New Delhi: "It is the duty of courts across the spectrum-the district judiciary, the High Courts and the Supreme Court- to ensure that the criminal law does not become a weapon for the selective harassment of citizens," the Supreme Court said on Friday.
These observations were made in the judgement by which the apex court extended the interim bail granted to TV anchor Arnab Goswami and two others in a 2018 abetment to suicide case.
The top court also said that it was the duty of the courts to "ensure that the criminal law does not become a weapon for the selective harassment of citizens".
In a 55-page judgement, a bench of Justices D Y Chandrachud and Indira Banerjee dealt with various aspects including the importance of human liberty and the role of the court and said that their doors cannot be closed for those oppressed by state actions.
"The doors of this court cannot be closed to a citizen who is able to establish prima facie that the instrumentality of the state is being weaponized for using the force of criminal law," said Justice Chandrachu, who wrote the verdict.
"Our courts must ensure that they continue to remain the first line of defense against the deprivation of the liberty of citizens. Deprivation of liberty even for a single day is one day too many. We must always be mindful of the deeper systemic implications of our decisions," he said.
Highlighting legal dogma that bail is rule and jail is an exception, the bench hoped that the courts will exhibit "acute awareness" to the need to expand the "footprint of liberty" and use the approach adopted by the apex court as a decision-making yardstick for future cases involving the grant of bail.
"Liberty across human eras is as tenuous as tenuous can be.
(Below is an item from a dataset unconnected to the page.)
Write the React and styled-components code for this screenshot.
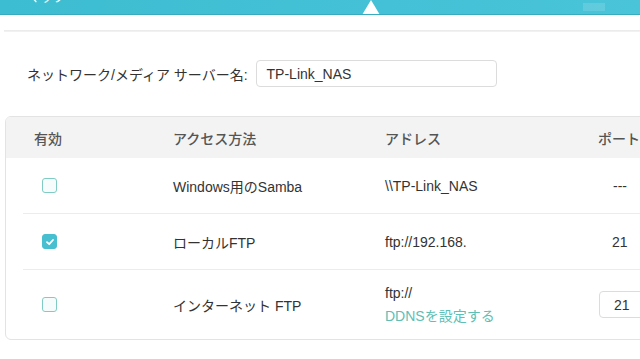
import React from "react";
import styled, { createGlobalStyle } from "styled-components";

const Global = createGlobalStyle`
  html, body { margin: 0; padding: 0; background: #fff; overflow: hidden; }
  body { font-family: "Liberation Sans", "Noto Sans CJK JP", sans-serif; color: #333; }
  * { box-sizing: border-box; }
`;

const Page = styled.div`
  width: 640px;
  height: 359px;
  overflow: hidden;
  background: #fff;
`;

const TopBar = styled.div`
  position: relative;
  height: 15px;
  display: flex;
  align-items: flex-start;
  overflow: hidden;
  background: linear-gradient(90deg, #3dbdd1 0%, #44c1d6 60%, #49c4d9 100%);
  border-bottom: 1px solid #38abc0;
`;

const NavText = styled.span`
  margin-left: 28px;
  margin-top: -8px;
  font-size: 12px;
  line-height: 12px;
  color: #fff;
  letter-spacing: 0.5px;
`;

const ActiveMark = styled.span`
  position: absolute;
  left: 362px;
  bottom: -1px;
  width: 0;
  height: 0;
  border-left: 9px solid transparent;
  border-right: 9px solid transparent;
  border-bottom: 15px solid #fff;
`;

const FadedIcon = styled.span`
  margin-left: auto;
  margin-right: 35px;
  margin-top: 3px;
  width: 22px;
  height: 8px;
  background: rgba(255, 255, 255, 0.14);
`;

const Divider = styled.div`
  margin: 15px 0 0 4px;
  height: 2px;
  background: linear-gradient(#e9e9e9, #f4f4f4);
`;

const FormRow = styled.div`
  display: flex;
  align-items: center;
  gap: 8px;
  margin: 28px 0 0 27px;
`;

const Label = styled.label`
  font-size: 14px;
  color: #333;
`;

const TextBox = styled.div`
  width: ${(p) => p.$w}px;
  height: 27px;
  display: flex;
  align-items: center;
  padding-left: ${(p) => p.$pad}px;
  border: 1px solid #dcdcdc;
  border-radius: 4px;
  font-size: 14px;
  color: #333;
  background: #fff;
`;

const Card = styled.div`
  margin: 29px 0 0 5px;
  width: 660px;
  border: 1px solid #e3e3e3;
  border-radius: 6px;
  overflow: hidden;
`;

const cols = "139px 212px 213px 1fr";

const HeadRow = styled.div`
  display: grid;
  grid-template-columns: ${cols};
  align-items: center;
  height: 41px;
  padding-left: 28px;
  background: #f3f3f3;
  font-size: 14px;
  font-weight: 500;
  color: #555;
`;

const Row = styled.div`
  display: grid;
  grid-template-columns: ${cols};
  align-items: center;
  height: ${(p) => p.$h}px;
  margin-left: 17px;
  padding-left: 11px;
  border-bottom: ${(p) => (p.$last ? "none" : "1px solid #ececec")};
  font-size: 14px;
  color: #333;
`;

const CheckCell = styled.div`
  padding-left: 8px;
  display: flex;
  align-items: center;
`;

const Check = styled.span`
  width: 15px;
  height: 15px;
  border-radius: 3px;
  border: 1px solid ${(p) => (p.$on ? "#47bfd0" : "#80ccc4")};
  background: ${(p) => (p.$on ? "#47bfd0" : "#f6fcfc")};
  display: flex;
  align-items: center;
  justify-content: center;
`;

const AddrCell = styled.div`
  display: flex;
  flex-direction: column;
  gap: 5px;
  line-height: 18px;
`;

const Link = styled.span`
  color: #5cc0b6;
`;

const PortCell = styled.div`
  padding-left: ${(p) => p.$pad}px;
`;

const Checkbox = ({ on }) => (
  <Check $on={on}>
    {on && (
      <svg width="10" height="10" viewBox="0 0 10 10">
        <path d="M2 5.2 L4.2 7.2 L8 3" fill="none" stroke="#fff" strokeWidth="1.8" strokeLinecap="round" strokeLinejoin="round" />
      </svg>
    )}
  </Check>
);

export default function App() {
  return (
    <Page>
      <Global />
      <TopBar>
        <NavText>マップ</NavText>
        <ActiveMark />
        <FadedIcon />
      </TopBar>
      <Divider />
      <FormRow>
        <Label>ネットワーク/メディア サーバー名:</Label>
        <TextBox $w={241} $pad={10}>TP-Link_NAS</TextBox>
      </FormRow>
      <Card>
        <HeadRow>
          <span>有効</span>
          <span>アクセス方法</span>
          <span>アドレス</span>
          <span>ポート</span>
        </HeadRow>
        <Row $h={56}>
          <CheckCell><Checkbox on={false} /></CheckCell>
          <span>Windows用のSamba</span>
          <span>\\TP-Link_NAS</span>
          <PortCell $pad={15}>---</PortCell>
        </Row>
        <Row $h={56}>
          <CheckCell><Checkbox on={true} /></CheckCell>
          <span>ローカルFTP</span>
          <span>ftp://192.168.</span>
          <PortCell $pad={14}>21</PortCell>
        </Row>
        <Row $h={69} $last>
          <CheckCell><Checkbox on={false} /></CheckCell>
          <span>インターネット FTP</span>
          <AddrCell>
            <span>ftp://</span>
            <Link>DDNSを設定する</Link>
          </AddrCell>
          <PortCell $pad={1}>
            <TextBox $w={60} $pad={14}>21</TextBox>
          </PortCell>
        </Row>
      </Card>
    </Page>
  );
}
Liberty survives by the vigilance of her citizens, on the cacophony of the media and in the dusty corridors of courts alive to the rule of (and not by) law. Yet, much too often, liberty is a casualty when one of these components is found wanting," it said.
"We are clearly of the view that in failing to make even a prima facie evaluation of the FIR, the High Court abdicated its constitutional duty and function as a protector of liberty.
"Courts must be alive to the need to safeguard the public interest in ensuring that the due enforcement of criminal law is not obstructed. The fair investigation of crime is an aid to it. Equally it is the duty of courts across the spectrum – the district judiciary, the High Courts and the Supreme Court – to ensure that the criminal law does not become a weapon for the selective harassment of citizens," it said.
Human liberty is a "precious constitutional value", which is subject to regulation by validly enacted legislation and as such, the citizen is subject to the edicts of criminal law and procedure, the top court said.
It said section 482 of the CrPC gives power to the high courts to quash criminal cases to prevent abuse of the process of any court and they should exercise power with "circumspection" to secure ends of the justice.
"The public interest in ensuring the due investigation of crime is protected by ensuring that the inherent power of the High Court is exercised with caution. That indeed is one – and a significant - end of the spectrum.
"The other end of the spectrum is equally important: the recognition by Section 482 of the power inhering in the High Court to prevent the abuse of process or to secure the ends of justice is a valuable safeguard for protecting liberty...Post Independence, the recognition by Parliament of the inherent power of the High Court must be construed as an aid to preserve the constitutional value of liberty," it said.
It said the writ of liberty runs through the fabric of the Constitution and the need to ensure the fair investigation of crime is undoubtedly important in itself, because it protects at one level the rights of the victim and, at a more fundamental level, the societal interest in ensuring that crime is investigated and dealt with in accordance with law.
"On the other hand, the misuse of the criminal law is a matter of which the High Court and the lower Courts in this country must be alive. In the present case, the High Court could not but have been cognizant of the specific ground which was raised before it by the appellant that he was being made a target as a part of a series of occurrences which have been taking place since April 2020," it said.
It said that it was the case of Goswami that he has been targeted because his opinions on his television channel are unpalatable to authority and referred to the cases lodged against him and his channel after the his reporting of the Palghar mob lynching case.